Sunday, September 2, 2012

Petite Monet

Our little Ellen is quite the prolific artist. We have gobs and gobs of masterpieces that come home from school, and are made at home, and end up in piles in her playroom before I recycle them.

I really don't feel bad about throwing away the ones that are "scribbles", for lack of a better word. I do keep all the "project" type items that come home from school, and some especially nice paintings or the first drawings of people or letters, for example.

But, how to keep them for the long term?

I have seen tons of great ideas online and on Pinterest. Coffee table "art" books of your child's art. Or scanning the artwork and then creating a big poster. Rotating the pieces in and out of a wall of frames.

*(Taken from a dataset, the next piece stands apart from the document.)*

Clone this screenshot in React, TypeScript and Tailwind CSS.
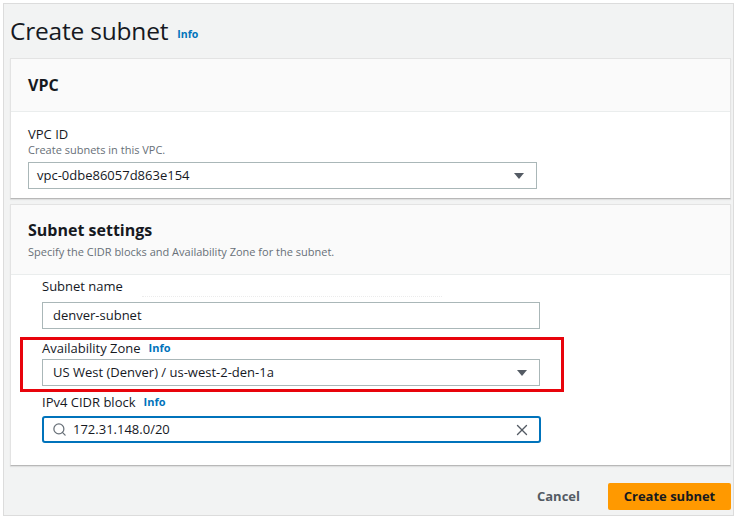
import React from 'react';
import { Search, X } from 'lucide-react';

const font = { fontFamily: '"Open Sans", "Noto Sans", Arial, sans-serif' };

const Caret: React.FC = () => (
    <svg width="12" height="8" viewBox="0 0 12 8" className="shrink-0">
        <path d="M1 1h10L6 7z" fill="#545b64" />
    </svg>
);

const Info: React.FC<{ className?: string }> = ({ className = '' }) => (
    <span className={`font-bold text-[#0073bb] ${className}`}>Info</span>
);

export default function App() {
    return (
        <div className="w-[740px] h-[520px] bg-white pt-[3px] pl-[3px] overflow-hidden" style={font}>
            <div className="w-[731px] h-[513px] border border-[#dcdcdc] bg-[#f2f3f3] pl-[6px] pr-[2px] text-[#16191f]">
                {/* title */}
                <div className="h-[54px] flex items-center gap-[9px] pt-[1px]">
                    <h1 className="text-[24.5px] leading-none tracking-[-0.2px] text-[#16191f]">Create subnet</h1>
                    <Info className="text-[10.5px] mt-[6px]" />
                </div>

                {/* VPC panel */}
                <div className="w-[721px] bg-white border border-[#e3e3e3] border-b-[#b8b8b8] shadow-[0_1px_1px_rgba(0,0,0,0.08)]">
                    <div className="h-[53px] bg-[#fafafa] border-b border-[#eaeded] flex items-center px-[17px]">
                        <h2 className="text-[16px] font-bold">VPC</h2>
                    </div>
                    <div className="px-[17px] pt-[14px] pb-[9px]">
                        <div className="text-[13px] leading-[16px]">VPC ID</div>
                        <div className="text-[11px] leading-[14px] text-[#687078] mt-[1px]">Create subnets in this VPC.</div>
                        <div className="mt-[5px] w-[509px] h-[27px] border border-[#aab7b8] flex items-center justify-between pl-[8px] pr-[11px] text-[13px]">
                            <span>vpc-0dbe86057d863e154</span>
                            <Caret />
                        </div>
                    </div>
                </div>

                {/* Subnet settings panel */}
                <div className="mt-[5px] w-[721px] bg-white border border-[#e3e3e3] border-b-[#b8b8b8] shadow-[0_1px_1px_rgba(0,0,0,0.08)]">
                    <div className="h-[70px] bg-[#fafafa] border-b border-[#eaeded] px-[17px] pt-[14px]">
                        <h2 className="text-[16px] font-bold leading-[22px]">Subnet settings</h2>
                        <p className="text-[11px] leading-[14px] text-[#687078] mt-[4px]">Specify the CIDR blocks and Availability Zone for the subnet.</p>
                    </div>
                    <div className="pl-[9px] pt-[3px] pb-[22px]">
                        <div className="pl-[22px]">
                            <div className="text-[13px] leading-[16px]">Subnet name</div>
                            <div className="mt-[2px] h-[3px] w-[300px] border-t border-dotted border-[#ececec] ml-[100px]" />
                            <div className="mt-[3px] w-[498px] h-[27px] border border-[#aab7b8] flex items-center pl-[10px] text-[13px]">
                                denver-subnet
                            </div>
                        </div>

                        <div className="mt-[8px] w-[544px] h-[55px] border-[3px] border-[#e8040c] pl-[19px]">
                            <div className="text-[13px] leading-[16px] flex items-center gap-[8px]">
                                Availability Zone <Info className="text-[11px]" />
                            </div>
                            <div className="mt-[3px] w-[498px] h-[27px] border border-[#aab7b8] flex items-center justify-between pl-[10px] pr-[11px] text-[13px]">
                                <span>US West (Denver) / us-west-2-den-1a</span>
                                <Caret />
                            </div>
                        </div>

                        <div className="pl-[22px] mt-[2px]">
                            <div className="text-[13px] leading-[16px] flex items-center gap-[8px]">
                                IPv4 CIDR block <Info className="text-[11px]" />
                            </div>
                            <div className="mt-[6px] w-[499px] h-[27px] border-2 border-[#0073bb] rounded-[3px] flex items-center justify-between pl-[8px] pr-[8px] text-[13px]">
                                <span className="flex items-center gap-[6px]">
                                    <Search size={15} strokeWidth={2} color="#687078" />
                                    172.31.148.0/20
                                </span>
                                <X size={18} strokeWidth={1.8} color="#545b64" />
                            </div>
                        </div>
                    </div>
                </div>

                {/* footer */}
                <div className="w-[721px] mt-[17px] flex items-center justify-end gap-[28px]">
                    <button className="text-[13px] font-bold text-[#545b64]">Cancel</button>
                    <button className="w-[123px] h-[27px] bg-[#ff9900] rounded-[2px] text-[13px] font-bold text-[#16191f]">
                        Create subnet
                    </button>
                </div>
            </div>
        </div>
    );
}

I really like the coffee table art book idea the best, though I am sort of paralyzed when it comes to taking a good quality photo of the art to begin with and getting the lighting correct and more or less standard from picture to picture. Our scanner is super old and smallish, so really won't work for this kind of project.

I also saw this new app on Cool Mom Tech this week - ArtKive. It sounds like a similar idea -you can take pictures of your child's artwork and it stores them in some way, then eventually you can make a book. I haven't figured it all out, but it's free to download for a short period of time, so I downloaded it and will figure it out later!